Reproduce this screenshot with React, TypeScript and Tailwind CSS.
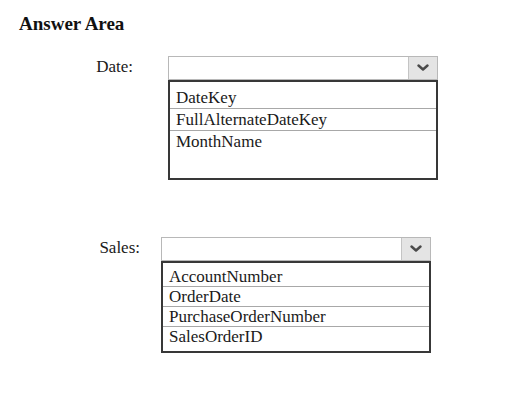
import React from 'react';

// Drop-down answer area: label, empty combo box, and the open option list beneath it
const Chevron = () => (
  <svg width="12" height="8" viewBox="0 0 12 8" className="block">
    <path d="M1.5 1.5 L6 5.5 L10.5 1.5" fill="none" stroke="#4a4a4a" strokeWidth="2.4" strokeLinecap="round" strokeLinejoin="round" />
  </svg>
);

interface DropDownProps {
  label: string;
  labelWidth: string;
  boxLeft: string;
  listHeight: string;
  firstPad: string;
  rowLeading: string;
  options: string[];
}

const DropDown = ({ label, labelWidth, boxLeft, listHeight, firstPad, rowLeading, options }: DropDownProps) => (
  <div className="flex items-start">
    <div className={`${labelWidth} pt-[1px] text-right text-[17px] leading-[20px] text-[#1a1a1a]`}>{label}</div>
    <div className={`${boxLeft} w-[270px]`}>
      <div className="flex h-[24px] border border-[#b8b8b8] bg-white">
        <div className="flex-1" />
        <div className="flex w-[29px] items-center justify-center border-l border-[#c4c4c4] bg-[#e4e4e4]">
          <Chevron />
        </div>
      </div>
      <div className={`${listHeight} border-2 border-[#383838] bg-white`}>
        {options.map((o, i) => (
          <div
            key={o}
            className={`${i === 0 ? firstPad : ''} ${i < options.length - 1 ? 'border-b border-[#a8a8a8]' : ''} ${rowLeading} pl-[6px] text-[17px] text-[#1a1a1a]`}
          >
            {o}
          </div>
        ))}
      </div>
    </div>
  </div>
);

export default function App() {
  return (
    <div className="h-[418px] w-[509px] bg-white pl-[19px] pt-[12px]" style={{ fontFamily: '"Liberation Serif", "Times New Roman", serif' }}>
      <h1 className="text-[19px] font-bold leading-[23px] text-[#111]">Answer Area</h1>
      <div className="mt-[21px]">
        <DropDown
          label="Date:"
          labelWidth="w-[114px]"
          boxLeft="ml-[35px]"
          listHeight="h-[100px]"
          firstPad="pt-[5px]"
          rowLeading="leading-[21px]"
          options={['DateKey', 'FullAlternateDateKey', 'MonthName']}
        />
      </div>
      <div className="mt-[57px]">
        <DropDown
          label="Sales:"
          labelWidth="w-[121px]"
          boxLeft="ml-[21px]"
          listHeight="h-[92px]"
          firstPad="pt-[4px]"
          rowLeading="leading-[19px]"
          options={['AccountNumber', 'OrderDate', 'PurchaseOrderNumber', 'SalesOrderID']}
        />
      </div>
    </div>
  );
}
--------------------------------------------------
GOAL OF THE EXERCISE: Images should not appear in the copy; retype the listing above exactly.

EXPECTED OUTPUT:
Reproduce this screenshot with React, TypeScript and Tailwind CSS.
import React from 'react';

// Drop-down answer area: label, empty combo box, and the open option list beneath it
const Chevron = () => (
  <svg width="12" height="8" viewBox="0 0 12 8" className="block">
    <path d="M1.5 1.5 L6 5.5 L10.5 1.5" fill="none" stroke="#4a4a4a" strokeWidth="2.4" strokeLinecap="round" strokeLinejoin="round" />
  </svg>
);

interface DropDownProps {
  label: string;
  labelWidth: string;
  boxLeft: string;
  listHeight: string;
  firstPad: string;
  rowLeading: string;
  options: string[];
}

const DropDown = ({ label, labelWidth, boxLeft, listHeight, firstPad, rowLeading, options }: DropDownProps) => (
  <div className="flex items-start">
    <div className={`${labelWidth} pt-[1px] text-right text-[17px] leading-[20px] text-[#1a1a1a]`}>{label}</div>
    <div className={`${boxLeft} w-[270px]`}>
      <div className="flex h-[24px] border border-[#b8b8b8] bg-white">
        <div className="flex-1" />
        <div className="flex w-[29px] items-center justify-center border-l border-[#c4c4c4] bg-[#e4e4e4]">
          <Chevron />
        </div>
      </div>
      <div className={`${listHeight} border-2 border-[#383838] bg-white`}>
        {options.map((o, i) => (
          <div
            key={o}
            className={`${i === 0 ? firstPad : ''} ${i < options.length - 1 ? 'border-b border-[#a8a8a8]' : ''} ${rowLeading} pl-[6px] text-[17px] text-[#1a1a1a]`}
          >
            {o}
          </div>
        ))}
      </div>
    </div>
  </div>
);

export default function App() {
  return (
    <div className="h-[418px] w-[509px] bg-white pl-[19px] pt-[12px]" style={{ fontFamily: '"Liberation Serif", "Times New Roman", serif' }}>
      <h1 className="text-[19px] font-bold leading-[23px] text-[#111]">Answer Area</h1>
      <div className="mt-[21px]">
        <DropDown
          label="Date:"
          labelWidth="w-[114px]"
          boxLeft="ml-[35px]"
          listHeight="h-[100px]"
          firstPad="pt-[5px]"
          rowLeading="leading-[21px]"
          options={['DateKey', 'FullAlternateDateKey', 'MonthName']}
        />
      </div>
      <div className="mt-[57px]">
        <DropDown
          label="Sales:"
          labelWidth="w-[121px]"
          boxLeft="ml-[21px]"
          listHeight="h-[92px]"
          firstPad="pt-[4px]"
          rowLeading="leading-[19px]"
          options={['AccountNumber', 'OrderDate', 'PurchaseOrderNumber', 'SalesOrderID']}
        />
      </div>
    </div>
  );
}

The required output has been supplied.